Tuesday, August 02, 2005

Mumbai city is damp, but not its dwellers spirit

Isn't it what everyone is chanting. Tuesday's devastating rain may have stopped the people of this bustling city in their tracks, but it certainly did not damage their indomitable spirit. Strangers helped each other on the flooded streets and many stepped out into the deluge to offer sustenance to stranded motorists. The surprising fact was Mumbai's impatient pedestrians and motorists behaved as though they were trained by the military. The discipline was impressive and totally unseen before. Many people were stuck at every railway stations and many ST bus stands, many of them were women and girls too, but men around them choose to treat them with respect.

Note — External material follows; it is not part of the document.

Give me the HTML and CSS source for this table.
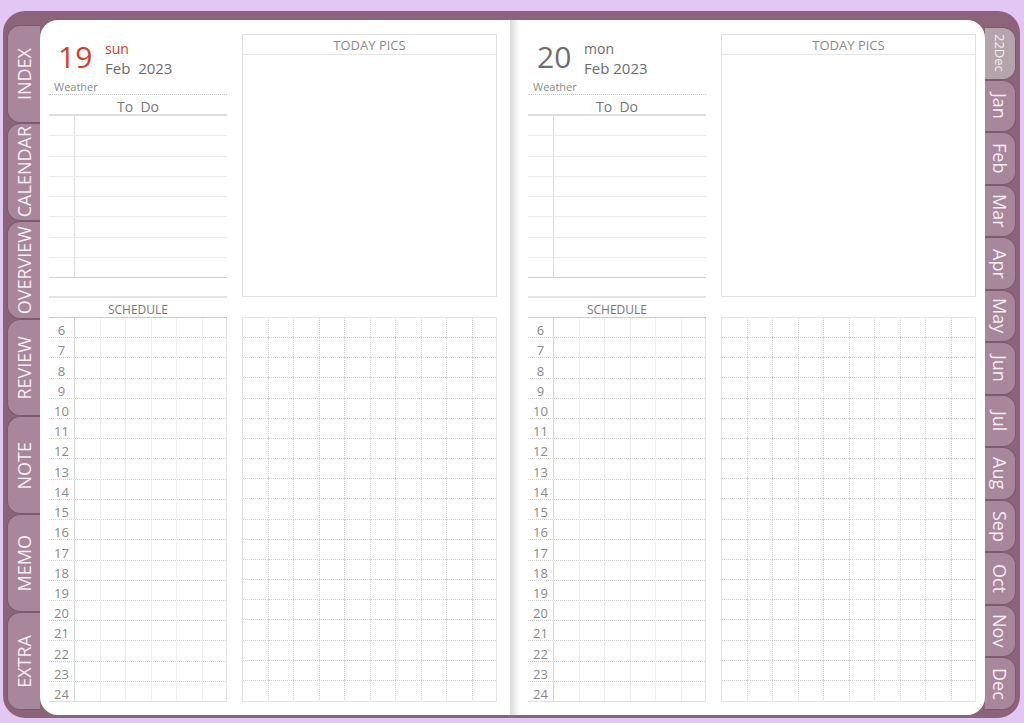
FILE: index.html
```html
<!DOCTYPE html>
<html lang="en">
<head>
    <meta charset="UTF-8">
    <meta name="viewport" content="width=device-width, initial-scale=1.0">
    <title>Daily Planner - Feb 2023</title>
    <link rel="stylesheet" href="styles.css">
</head>
<body>

<div class="cover">
    <nav class="side-tabs">
        <div class="side-tab"><span>INDEX</span></div>
        <div class="side-tab"><span>CALENDAR</span></div>
        <div class="side-tab"><span>OVERVIEW</span></div>
        <div class="side-tab"><span>REVIEW</span></div>
        <div class="side-tab"><span>NOTE</span></div>
        <div class="side-tab"><span>MEMO</span></div>
        <div class="side-tab"><span>EXTRA</span></div>
    </nav>

    <div class="paper">
        <!-- left page: sunday -->
        <section class="page page-left">
            <div class="col-main">
                <div class="date-head">
                    <div class="date-row">
                        <span class="day-num red">19</span>
                        <div class="day-meta">
                            <span class="weekday red">sun</span>
                            <span class="month">Feb&nbsp; 2023</span>
                        </div>
                    </div>
                    <div class="weather">Weather</div>
                </div>
                <div class="todo-title">To&nbsp; Do</div>
                <div class="todo-list">
                    <div class="todo-row"></div>
                    <div class="todo-row"></div>
                    <div class="todo-row"></div>
                    <div class="todo-row"></div>
                    <div class="todo-row"></div>
                    <div class="todo-row"></div>
                    <div class="todo-row"></div>
                    <div class="todo-row"></div>
                </div>
                <div class="schedule">
                    <div class="schedule-title">SCHEDULE</div>
                    <div class="hours">
                        <div class="hour-row"><span class="hour">6</span><div class="hour-cells"></div></div>
                        <div class="hour-row"><span class="hour">7</span><div class="hour-cells"></div></div>
                        <div class="hour-row"><span class="hour">8</span><div class="hour-cells"></div></div>
                        <div class="hour-row"><span class="hour">9</span><div class="hour-cells"></div></div>
                        <div class="hour-row"><span class="hour">10</span><div class="hour-cells"></div></div>
                        <div class="hour-row"><span class="hour">11</span><div class="hour-cells"></div></div>
                        <div class="hour-row"><span class="hour">12</span><div class="hour-cells"></div></div>
                        <div class="hour-row"><span class="hour">13</span><div class="hour-cells"></div></div>
                        <div class="hour-row"><span class="hour">14</span><div class="hour-cells"></div></div>
                        <div class="hour-row"><span class="hour">15</span><div class="hour-cells"></div></div>
                        <div class="hour-row"><span class="hour">16</span><div class="hour-cells"></div></div>
                        <div class="hour-row"><span class="hour">17</span><div class="hour-cells"></div></div>
                        <div class="hour-row"><span class="hour">18</span><div class="hour-cells"></div></div>
                        <div class="hour-row"><span class="hour">19</span><div class="hour-cells"></div></div>
                        <div class="hour-row"><span class="hour">20</span><div class="hour-cells"></div></div>
                        <div class="hour-row"><span class="hour">21</span><div class="hour-cells"></div></div>
                        <div class="hour-row"><span class="hour">22</span><div class="hour-cells"></div></div>
                        <div class="hour-row"><span class="hour">23</span><div class="hour-cells"></div></div>
                        <div class="hour-row"><span class="hour">24</span><div class="hour-cells"></div></div>
                    </div>
                </div>
            </div>
            <div class="col-side">
                <div class="pics">
                    <div class="pics-title">TODAY PICS</div>
                </div>
                <div class="grid">
                    <div class="grid-row"></div><div class="grid-row"></div><div class="grid-row"></div>
                    <div class="grid-row"></div><div class="grid-row"></div><div class="grid-row"></div>
                    <div class="grid-row"></div><div class="grid-row"></div><div class="grid-row"></div>
                    <div class="grid-row"></div><div class="grid-row"></div><div class="grid-row"></div>
                    <div class="grid-row"></div><div class="grid-row"></div><div class="grid-row"></div>
                    <div class="grid-row"></div><div class="grid-row"></div><div class="grid-row"></div>
                    <div class="grid-row"></div>
                </div>
            </div>
        </section>

        <div class="spine"></div>

        <!-- right page: monday -->
        <section class="page page-right">
            <div class="col-main">
                <div class="date-head">
                    <div class="date-row">
                        <span class="day-num">20</span>
                        <div class="day-meta">
                            <span class="weekday">mon</span>
                            <span class="month">Feb 2023</span>
                        </div>
                    </div>
                    <div class="weather">Weather</div>
                </div>
                <div class="todo-title">To&nbsp; Do</div>
                <div class="todo-list">
                    <div class="todo-row"></div>
                    <div class="todo-row"></div>
                    <div class="todo-row"></div>
                    <div class="todo-row"></div>
                    <div class="todo-row"></div>
                    <div class="todo-row"></div>
                    <div class="todo-row"></div>
                    <div class="todo-row"></div>
                </div>
                <div class="schedule">
                    <div class="schedule-title">SCHEDULE</div>
                    <div class="hours">
                        <div class="hour-row"><span class="hour">6</span><div class="hour-cells"></div></div>
                        <div class="hour-row"><span class="hour">7</span><div class="hour-cells"></div></div>
                        <div class="hour-row"><span class="hour">8</span><div class="hour-cells"></div></div>
                        <div class="hour-row"><span class="hour">9</span><div class="hour-cells"></div></div>
                        <div class="hour-row"><span class="hour">10</span><div class="hour-cells"></div></div>
                        <div class="hour-row"><span class="hour">11</span><div class="hour-cells"></div></div>
                        <div class="hour-row"><span class="hour">12</span><div class="hour-cells"></div></div>
                        <div class="hour-row"><span class="hour">13</span><div class="hour-cells"></div></div>
                        <div class="hour-row"><span class="hour">14</span><div class="hour-cells"></div></div>
                        <div class="hour-row"><span class="hour">15</span><div class="hour-cells"></div></div>
                        <div class="hour-row"><span class="hour">16</span><div class="hour-cells"></div></div>
                        <div class="hour-row"><span class="hour">17</span><div class="hour-cells"></div></div>
                        <div class="hour-row"><span class="hour">18</span><div class="hour-cells"></div></div>
                        <div class="hour-row"><span class="hour">19</span><div class="hour-cells"></div></div>
                        <div class="hour-row"><span class="hour">20</span><div class="hour-cells"></div></div>
                        <div class="hour-row"><span class="hour">21</span><div class="hour-cells"></div></div>
                        <div class="hour-row"><span class="hour">22</span><div class="hour-cells"></div></div>
                        <div class="hour-row"><span class="hour">23</span><div class="hour-cells"></div></div>
                        <div class="hour-row"><span class="hour">24</span><div class="hour-cells"></div></div>
                    </div>
                </div>
            </div>
            <div class="col-side">
                <div class="pics">
                    <div class="pics-title">TODAY PICS</div>
                </div>
                <div class="grid">
                    <div class="grid-row"></div><div class="grid-row"></div><div class="grid-row"></div>
                    <div class="grid-row"></div><div class="grid-row"></div><div class="grid-row"></div>
                    <div class="grid-row"></div><div class="grid-row"></div><div class="grid-row"></div>
                    <div class="grid-row"></div><div class="grid-row"></div><div class="grid-row"></div>
                    <div class="grid-row"></div><div class="grid-row"></div><div class="grid-row"></div>
                    <div class="grid-row"></div><div class="grid-row"></div><div class="grid-row"></div>
                    <div class="grid-row"></div>
                </div>
            </div>
        </section>
    </div>

    <nav class="month-tabs">
        <div class="month-tab prev-year">22Dec</div>
        <div class="month-tab">Jan</div>
        <div class="month-tab">Feb</div>
        <div class="month-tab">Mar</div>
        <div class="month-tab">Apr</div>
        <div class="month-tab">May</div>
        <div class="month-tab">Jun</div>
        <div class="month-tab">Jul</div>
        <div class="month-tab">Aug</div>
        <div class="month-tab">Sep</div>
        <div class="month-tab">Oct</div>
        <div class="month-tab">Nov</div>
        <div class="month-tab">Dec</div>
    </nav>
</div>

</body>
</html>
```

FILE: styles.css
```css
body {
    margin: 0;
    height: 723px;
    overflow: hidden;
    background-color: #e1c7f1;
    font-family: 'Open Sans', 'Noto Sans', sans-serif;
    color: #6c6c6c;
}

.cover {
    display: flex;
    height: 707px;
    margin: 11px 4px 5px 3px;
    background-color: #8b6479;
    border-radius: 22px;
}

/* section tabs on the left */
.side-tabs {
    width: 37px;
    flex: none;
    display: flex;
    flex-direction: column;
    padding: 14px 0 8px 4px;
    box-sizing: border-box;
}

.side-tab {
    flex: 1;
    display: flex;
    align-items: center;
    justify-content: center;
    background-color: #a8869b;
    border: 1px solid #7d5b6f;
    border-right: none;
    border-radius: 13px 0 0 13px;
    color: #f5edf2;
    font-size: 18px;
}

.side-tab span {
    writing-mode: vertical-rl;
    transform: rotate(180deg);
}

/* month tabs on the right */
.month-tabs {
    width: 35px;
    flex: none;
    display: flex;
    flex-direction: column;
    padding: 16px 4px 8px 0;
    box-sizing: border-box;
}

.month-tab {
    flex: 1;
    display: flex;
    align-items: center;
    justify-content: center;
    writing-mode: vertical-rl;
    background-color: #a8869b;
    border: 1px solid #7d5b6f;
    border-left: none;
    border-radius: 0 13px 13px 0;
    color: #f5edf2;
    font-size: 18px;
}

.month-tab.prev-year {
    background-color: #b4a5ac;
    font-size: 13px;
}

/* the paper */
.paper {
    width: 945px;
    flex: none;
    display: flex;
    margin: 9px 0 3px;
    background-color: #fff;
    border-radius: 18px;
    overflow: hidden;
}

.page {
    display: flex;
    gap: 15px;
    padding-top: 14px;
    box-sizing: border-box;
}

.page-left {
    width: 470px;
    padding-left: 9px;
}

.page-right {
    width: 465px;
    padding-left: 8px;
}

.spine {
    width: 10px;
    flex: none;
    background: linear-gradient(to right, #dcdcdc 0, #e2e2e2 25%, #efefef 55%, #f8f8f8 80%, #fff 100%);
}

.col-main {
    width: 178px;
    flex: none;
}

.col-side {
    width: 255px;
    flex: none;
}

/* date header */
.date-head {
    border-bottom: 1px dotted #cccccc;
}

.date-row {
    display: flex;
    height: 38px;
    padding: 6px 0 0 9px;
}

.day-num {
    width: 47px;
    margin-top: 2px;
    font-size: 30px;
    line-height: 30px;
    color: #6e6e6e;
}

.day-meta {
    display: flex;
    flex-direction: column;
}

.weekday {
    font-size: 14px;
    line-height: 18px;
}

.month {
    font-size: 15px;
    line-height: 20px;
}

.red {
    color: #d93c1f;
}

.weather {
    margin-top: 2px;
    padding-left: 5px;
    font-size: 11px;
    line-height: 14px;
    color: #8c8c8c;
}

/* to do */
.todo-title {
    height: 14px;
    padding-top: 5px;
    line-height: 14px;
    font-size: 14px;
    text-align: center;
    color: #777;
    border-bottom: 2px solid #dedede;
}

.todo-list {
    height: 162px;
    display: grid;
    grid-template-rows: repeat(8, 1fr);
    background: linear-gradient(#dedede, #dedede) 25px 0 / 1px 100% no-repeat;
}

.todo-row {
    border-bottom: 1px solid #ececec;
}

.todo-row:last-child {
    border-bottom-color: #d4d4d4;
}

/* schedule */
.schedule {
    margin-top: 18px;
    border-top: 2px solid #e4e4e4;
}

.schedule-title {
    height: 15px;
    padding-top: 4px;
    line-height: 15px;
    font-size: 12px;
    text-align: center;
    color: #777;
    border-bottom: 1px solid #cbcbcb;
}

.hours {
    height: 384px;
    display: grid;
    grid-template-rows: repeat(19, 1fr);
    border-right: 1px solid #e6e6e6;
}

.hour-row {
    display: flex;
    border-bottom: 1px dotted #d2d2d2;
}

.hour-row:last-child {
    border-bottom: 1px solid #e0e0e0;
}

.hour {
    width: 25px;
    flex: none;
    display: flex;
    align-items: flex-end;
    justify-content: center;
    border-right: 1px solid #d2d2d2;
    font-size: 13px;
    line-height: 14px;
    color: #8a8a8a;
}

.hour-cells {
    flex: 1;
    background: repeating-linear-gradient(to right, transparent 0 25px, #efefef 25px 26px, transparent 26px 50px, #efefef 50px 51px);
}

/* today pics + grid */
.pics {
    height: 261px;
    border: 1px solid #e2e2e2;
}

.pics-title {
    height: 19px;
    line-height: 20px;
    font-size: 13px;
    text-align: center;
    color: #8a8a8a;
    border-bottom: 1px solid #e6e6e6;
}

.grid {
    height: 383px;
    margin-top: 20px;
    display: grid;
    grid-template-rows: repeat(19, 1fr);
    border: 1px solid #e6e6e6;
}

.grid-row {
    border-bottom: 1px dotted #d2d2d2;
    background:
        repeating-linear-gradient(to bottom, transparent 0 1px, #fff 1px 2px),
        repeating-linear-gradient(to right, transparent 0 25px, #d8d8d8 25px 26px, transparent 26px 50px, #d8d8d8 50px 51px);
}

.grid-row:last-child {
    border-bottom: none;
}
```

Many tempo owners, who ferry vegetables from nearby rural areas, turned their vehicles into passenger transport systems and offered their services to marooned people free of cost. Packaged food was supplied by local communities at many inter-city railway stations that had become temporary shelters for thousands after train services were cancelled due to flooding of tracks. Strangers offered lifts to office goers Thursday as inter-city trains and bus services struggled to restore normal operations. As the water level started to rise inside the bus, young men rushed in to help marooned passengers. They smashed bus windows and, using ropes, helped the hapless passengers to get atop a stranded double-decker bus nearby. In many areas, local voluntary groups offered food and water to the people who had got trapped inside their vehicles on flooded streets. Here is a testimony:Anjali Krishnan says"Our fellow-travellers, boys and girls, men and women, young and old, chanted hymns, sang songs, cracked jokes.Some heartily sang "Just chill out, chill out" - a Bollywood ditty rocking the nation these days. Others cracked the night's best silly jokes - whenever they would come across a car floating in the middle of the road, they would shout: "No parking! No parking please! This is a traffic offence!" "Don't feel ashamed, madam. Hold my hand. Bindaas pakro (Hold me coolly)," said a young man in the queue lending a helping hand to a girl."